There was the cussing of dogs that busted birds and the praise of dogs that locked up on a point or stopped in honor of another’s point. Of course in quail hunting the dog work is what the hunt is about.

Every type of hunting has its draw. For duck hunters, it is calling the birds within range and watching the dog scan the skies for movement before diving into the frigid water for a retrieve. For deer hunters, it is the years of management and the hope that at any moment a giant might appear. In turkey hunting, it is the interaction with an old gobbler, calling them in as close as possible for a shot. For dove hunting, maybe one of the simplest forms of hunting, it is all about the skill required to hit one of the darting birds. It is also the idea that after a hunting layoff of months, the fall hunting season has returned.

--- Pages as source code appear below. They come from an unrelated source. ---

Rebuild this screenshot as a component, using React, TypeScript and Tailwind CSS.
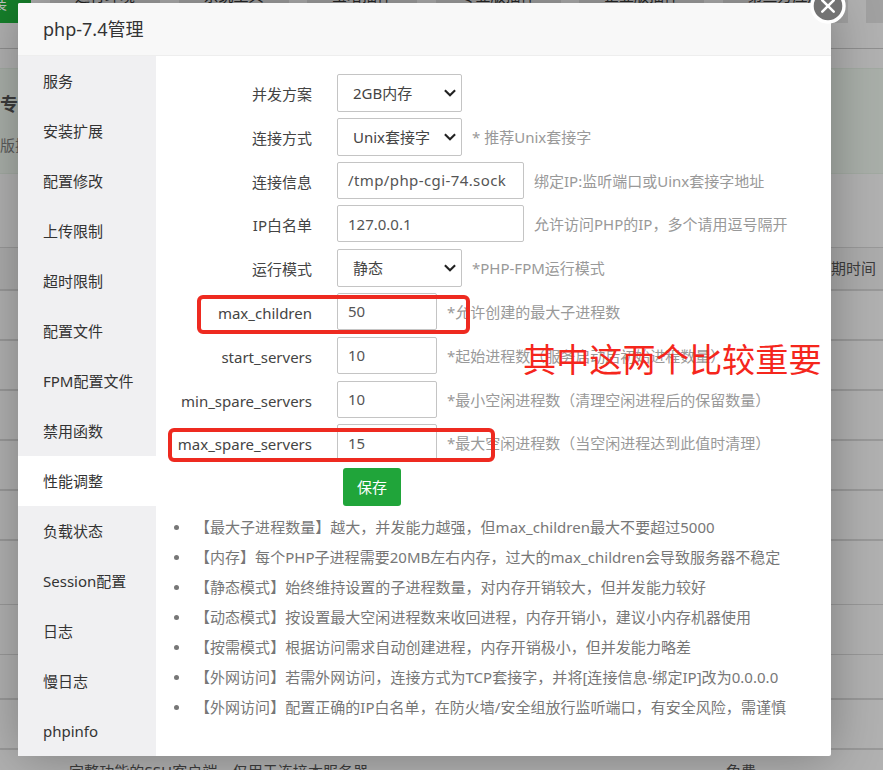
import { ReactNode } from 'react'

const MENU = [
  '服务', '安装扩展', '配置修改', '上传限制', '超时限制', '配置文件', 'FPM配置文件',
  '禁用函数', '性能调整', '负载状态', 'Session配置', '日志', '慢日志', 'phpinfo',
]

const TABS = [
  { name: '运行环境', className: 'w-[110px]' },
  { name: '系统工具', className: 'w-[110px]' },
  { name: '宝塔插件', className: 'w-[110px]' },
  { name: '专业版插件', className: 'w-[125px]' },
  { name: '企业版插件', className: 'w-[125px]' },
  { name: '第三方应用', className: 'w-[125px]' },
  { name: '一键部署', className: 'w-[110px]' },
]

const TIPS = [
  '【最大子进程数量】越大，并发能力越强，但max_children最大不要超过5000',
  '【内存】每个PHP子进程需要20MB左右内存，过大的max_children会导致服务器不稳定',
  '【静态模式】始终维持设置的子进程数量，对内存开销较大，但并发能力较好',
  '【动态模式】按设置最大空闲进程数来收回进程，内存开销小，建议小内存机器使用',
  '【按需模式】根据访问需求自动创建进程，内存开销极小，但并发能力略差',
  '【外网访问】若需外网访问，连接方式为TCP套接字，并将[连接信息-绑定IP]改为0.0.0.0',
  '【外网访问】配置正确的IP白名单，在防火墙/安全组放行监听端口，有安全风险，需谨慎',
]

function Row({ label, hint, children }: { label: string; hint?: string; children: ReactNode }) {
  return (
    <div className="flex h-[43.8px] items-start whitespace-nowrap">
      <span className="w-[156px] text-right leading-10 text-[#444]">{label}</span>
      <div className="ml-[25px]">{children}</div>
      {hint && <span className="ml-2.5 leading-[38px] text-[#999]">{hint}</span>}
    </div>
  )
}

function Select({ value }: { value: string }) {
  return (
    <div className="flex h-[38px] w-[125px] items-center justify-between rounded-xs border border-[#c4c4c4] bg-white pr-[5px] pl-[15px] text-[#444]">
      {value}
      <svg width="12" height="8" viewBox="0 0 12 8" fill="none" stroke="#222" strokeWidth="2.1">
        <path d="M0.9 1.2L6 6.3L11.1 1.2" />
      </svg>
    </div>
  )
}

function Input({ value, className = 'w-[100px]' }: { value: string; className?: string }) {
  return (
    <div className={`flex h-[37px] items-center rounded-xs border border-[#c4c4c4] bg-white pl-2.5 text-[#555] ${className}`}>
      {value}
    </div>
  )
}

// Software list page behind the dialog
function Backdrop() {
  return (
    <div className="h-full bg-[#b1b1b1] text-[#3c3c3c]">
      <div className="flex h-[49px] items-start border-b border-[#8f8f8f]">
        <div className="flex h-[23px] w-[31px] shrink-0 items-start overflow-hidden bg-[#16802b]">
          <span className="-mt-[7px] -ml-[23px] leading-5 whitespace-nowrap text-[#c2c2c2]">安装</span>
        </div>
        <div className="ml-[19px] flex shrink-0 gap-[18.5px]">
          {TABS.map((tab) => (
            <div key={tab.name} className={`h-[23px] overflow-hidden bg-[#a1a1a1] text-center text-[#262626] ${tab.className}`}>
              <div className="-mt-[15px] leading-5">{tab.name}</div>
            </div>
          ))}
        </div>
      </div>
      <div className="mt-[19px] h-[106px] overflow-hidden border-y border-[#a2aaa2] bg-[#a9afa9]">
        <div className="pt-[23px] text-[18px] leading-6 font-bold">专业版</div>
        <div className="mt-[19px] leading-5 text-[#5c5c5c]">版插件</div>
      </div>
      <div className="mt-[73px] flex h-[44px] items-center justify-end border-t border-b-2 border-[#999] bg-[#acacac] pr-[7px]">
        到期时间
      </div>
      <div className="h-[50px] border-b-2 border-[#999]" />
      <div className="h-[50px] border-b-2 border-[#999]" />
      <div className="h-[50px] border-b-2 border-[#999]" />
      <div className="h-[50px] border-b-2 border-[#999]" />
      <div className="h-[50px] border-b-2 border-[#999]" />
      <div className="h-[64px] border-b border-[#999]" />
      <div className="h-[50px] border-b border-[#999]" />
      <div className="h-[45px] border-b-2 border-[#999]" />
      <div className="h-[50px] border-b-2 border-[#999]" />
      <div className="flex pt-[11px] pl-[69px] leading-5">
        <span className="w-[657px] tracking-[0.08px]">完整功能的SSH客户端，仅用于连接本服务器</span>
        <span>免费</span>
      </div>
    </div>
  )
}

function CloseButton() {
  return (
    <svg className="absolute -top-[15px] -right-[15px]" width="36" height="36" viewBox="0 0 36 36">
      <circle cx="18" cy="18" r="16" fill="#737373" stroke="#fff" strokeWidth="3.4" />
      <path d="M12.3 12.3l11.4 11.4M23.7 12.3L12.3 23.7" stroke="#fff" strokeWidth="2.5" strokeLinecap="round" />
    </svg>
  )
}

export default function App() {
  return (
    <div className="relative h-[770px] w-[883px] overflow-hidden font-['Noto_Sans','Noto_Sans_CJK_SC',sans-serif] text-[15px]">
      <Backdrop />

      <div className="absolute top-[3px] left-[18px] h-[753px] w-[813px] rounded-xs bg-white shadow-[1px_1px_50px_rgba(0,0,0,0.3)]">
        <div className="h-[53px] rounded-t-xs border-b border-[#eee] bg-[#f8f8f8] pl-[25px] text-[18px] leading-[52px] text-[#333]">
          php-7.4管理
        </div>
        <CloseButton />

        <div className="flex h-[700px]">
          <div className="w-[138px] shrink-0 bg-[#f0f0f2]">
            {MENU.map((item) => (
              <div
                key={item}
                className={`h-[50px] pl-[25px] leading-[50px] text-[#333] ${item === '性能调整' ? 'bg-white' : ''}`}
              >
                {item}
              </div>
            ))}
          </div>

          <div className="pt-[18.1px]">
            <Row label="并发方案"><Select value="2GB内存" /></Row>
            <Row label="连接方式" hint="* 推荐Unix套接字"><Select value="Unix套接字" /></Row>
            <Row label="连接信息" hint="绑定IP:监听端口或Uinx套接字地址">
              <Input value="/tmp/php-cgi-74.sock" className="w-[187px] tracking-[0.4px]" />
            </Row>
            <Row label="IP白名单" hint="允许访问PHP的IP，多个请用逗号隔开">
              <Input value="127.0.0.1" className="w-[187px]" />
            </Row>
            <Row label="运行模式" hint="*PHP-FPM运行模式"><Select value="静态" /></Row>
            <Row label="max_children" hint="*允许创建的最大子进程数"><Input value="50" /></Row>
            <Row label="start_servers" hint="*起始进程数（服务启动后初始进程数量）"><Input value="10" /></Row>
            <Row label="min_spare_servers" hint="*最小空闲进程数（清理空闲进程后的保留数量）"><Input value="10" /></Row>
            <Row label="max_spare_servers" hint="*最大空闲进程数（当空闲进程达到此值时清理）"><Input value="15" /></Row>
            <button className="ml-[187px] block h-[38px] w-[58px] rounded-[3px] bg-[#20a53a] text-white">保存</button>

            <ul className="mt-1.5 tracking-[0.03px] text-[#777]">
              {TIPS.map((tip) => (
                <li key={tip} className="flex h-[30px] items-center pl-[18px] whitespace-nowrap">
                  <span className="mr-4 h-[5px] w-[5px] rounded-full bg-[#777]" />
                  {tip}
                </li>
              ))}
            </ul>
          </div>
        </div>
      </div>

      {/* Hand-drawn annotations */}
      <div className="absolute top-[295px] left-[197px] h-[39px] w-[273px] rounded-md border-4 border-[#ee2a20]" />
      <div className="absolute top-[428px] left-[168px] h-[34px] w-[327px] rounded-md border-4 border-[#ee2a20]" />
      <div className="absolute top-[339px] left-[523px] text-[33.2px] leading-[42px] whitespace-nowrap text-[#f5261c]">
        其中这两个比较重要
      </div>
    </div>
  )
}
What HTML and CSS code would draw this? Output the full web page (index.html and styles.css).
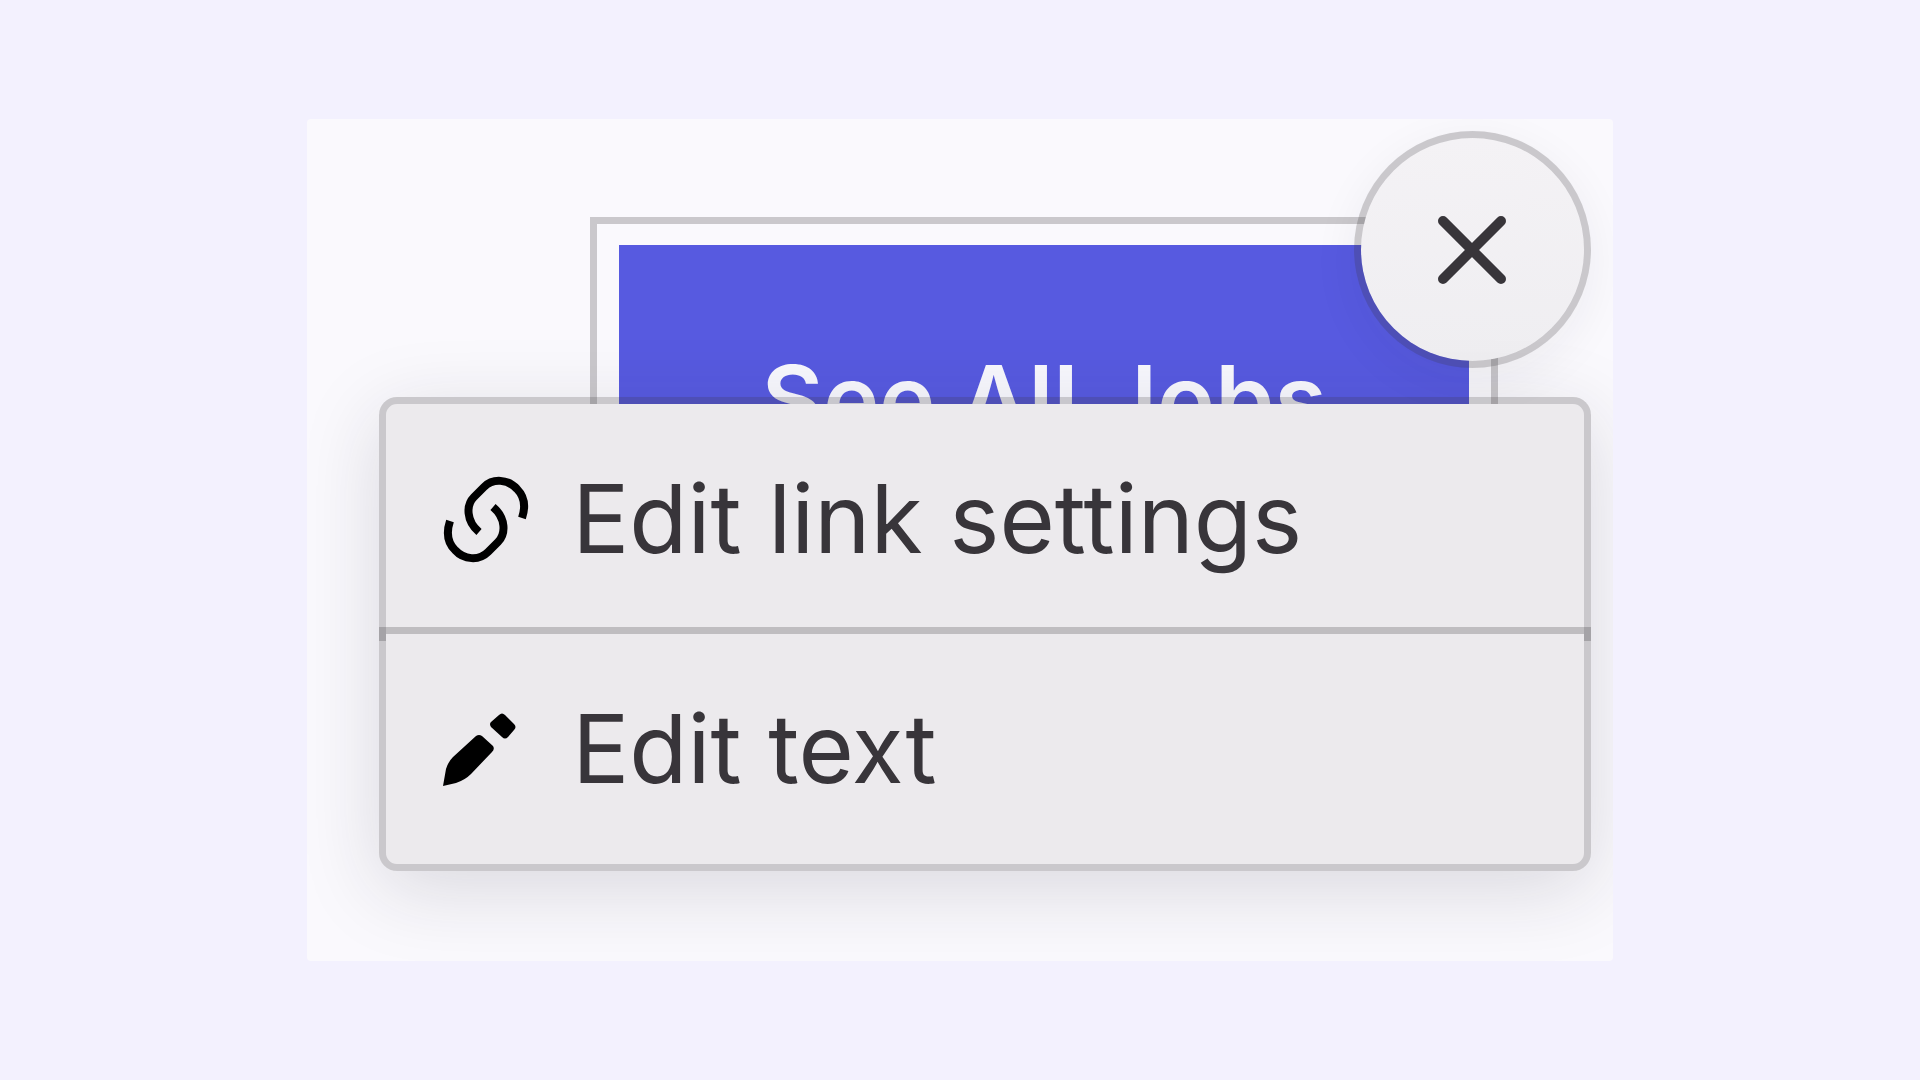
FILE: index.html
```
<!DOCTYPE html>
<html lang="en">
<head>
  <meta charset="utf-8">
  <meta name="viewport" content="width=device-width, initial-scale=1">
  <title>Edit button</title>
  <link rel="stylesheet" href="styles.css">
</head>
<body>
  <main class="card">
    <div class="selection">
      <a class="cta" href="#jobs">See All Jobs</a>
    </div>
    <button class="close" type="button" aria-label="Close">
      <svg class="close-icon" viewBox="0 0 70 70" aria-hidden="true">
        <path d="M6 6L64 64M64 6L6 64"/>
      </svg>
    </button>
    <div class="menu">
      <button class="menu-item" type="button">
        <svg class="icon icon-link" viewBox="0 0 86 87" aria-hidden="true">
          <path d="M79 42C83 30 82 21 74 13C65 3 50 2 41 11L31 21C23 29 23 45 36 56"/>
          <path d="M7 45C3 57 4 66 12 74C21 84 36 85 45 76L55 66C63 58 63 42 50 31"/>
        </svg>
        <span>Edit link settings</span>
      </button>
      <button class="menu-item" type="button">
        <svg class="icon" viewBox="0 0 86 87" aria-hidden="true">
          <path d="M0 80L3 63Q5 56 10 51L33 30Q36 28 39 30L50 40Q52 43 49 46L28 68Q22 74 13 77Z"/>
          <path d="M56 9Q59 6 62 9L71 18Q74 21 71 24L65 31Q62 34 59 31L48 21Q46 18 48 16Z"/>
        </svg>
        <span>Edit text</span>
      </button>
    </div>
  </main>
</body>
</html>
```
FILE: styles.css
```
* {
  box-sizing: border-box;
}

body {
  --line: rgba(50, 44, 52, 0.24);
  margin: 0;
  min-height: 100vh;
  display: flex;
  align-items: center;
  justify-content: center;
  background: #f3f1fe;
  color: #38353a;
  font-family: Inter, "Liberation Sans", sans-serif;
}

.card {
  position: relative;
  width: 68%;
  padding: 98px 22px 90px 72px;
  border-radius: 4px;
  overflow: hidden;
  background: #faf9fd;
}

.selection {
  margin: 0 93px 0 211px;
  padding: 21px 22px;
  border: 7px solid var(--line);
}

.cta {
  display: block;
  padding: 100px 0;
  background: #575ae0;
  color: #f8f8fe;
  font-size: 95px;
  font-weight: 600;
  line-height: 110px;
  text-align: center;
  text-decoration: none;
  white-space: nowrap;
}

.close {
  position: absolute;
  top: 12px;
  right: 22px;
  width: 237px;
  height: 237px;
  padding: 0;
  display: grid;
  place-items: center;
  border: 7px solid var(--line);
  border-radius: 50%;
  background: linear-gradient(#f4f2f5, #efeef1) padding-box;
  box-shadow: 0 12px 48px rgba(40, 34, 50, 0.06);
}

.close-icon {
  width: 70px;
  height: 70px;
  fill: none;
  stroke: #38353a;
  stroke-width: 10;
  stroke-linecap: round;
}

.menu {
  position: relative;
  margin-top: -186px;
  border-radius: 18px;
  box-shadow: 0 18px 80px rgba(36, 32, 48, 0.15);
}

.menu-item {
  width: 100%;
  height: 244px;
  padding: 0 57px;
  display: flex;
  align-items: center;
  gap: 43px;
  border: 7px solid var(--line);
  background: #eceaed padding-box;
  color: inherit;
  font: inherit;
  font-size: 95px;
  line-height: 116px;
  text-align: left;
  white-space: nowrap;
}

.menu-item:first-child {
  border-radius: 18px 18px 0 0;
}

.menu-item:last-child {
  margin-top: -14px;
  border-radius: 0 0 18px 18px;
}

.icon {
  flex: none;
  width: 86px;
  height: 87px;
  fill: #000;
}

.icon-link {
  fill: none;
  stroke: #000;
  stroke-width: 8;
}
```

But for quail hunters it is the dogs. They are amazing athletes that would run all day if allowed. Their ability to pick up a scent 30 yards away is uncanny. It is pure art to watch them stop on a dime, lock up on point and not move for however long it takes for a hunter to find them.

Back in the days when owning a kennel of dogs was common around Texas I knew hunters in slow years like this one who would take their dogs and walk pastures just to watch the dogs work. The hunter’s shotgun would be tucked away at home.

And they knew lineage of a dog like cattlemen knew the offspring of bulls or horsemen put importance of what horse sired a colt. There were dogs that were held in reverence because of their work afield and their offspring were highly sought after.

As the morning wore on we eased around the field. The conversation continued. The dog work continued to receive praise. Compliments were given for good shots, jeers for misses.

And that is the big picture. Honestly, we did not even count how many birds were shot that morning. It did not matter as much as the time spent afield. How many we shot becomes important when the birds are being fried and all the good dog work and the hits and misses are remembered once again.

So the next time a true anti-hunter is spewing sailboat fuel, keep moving. If a non-hunter truly wants to know why you hunt, tell them about your friends, the places you have been, the things you have seen and, oh yeah, the supper you made.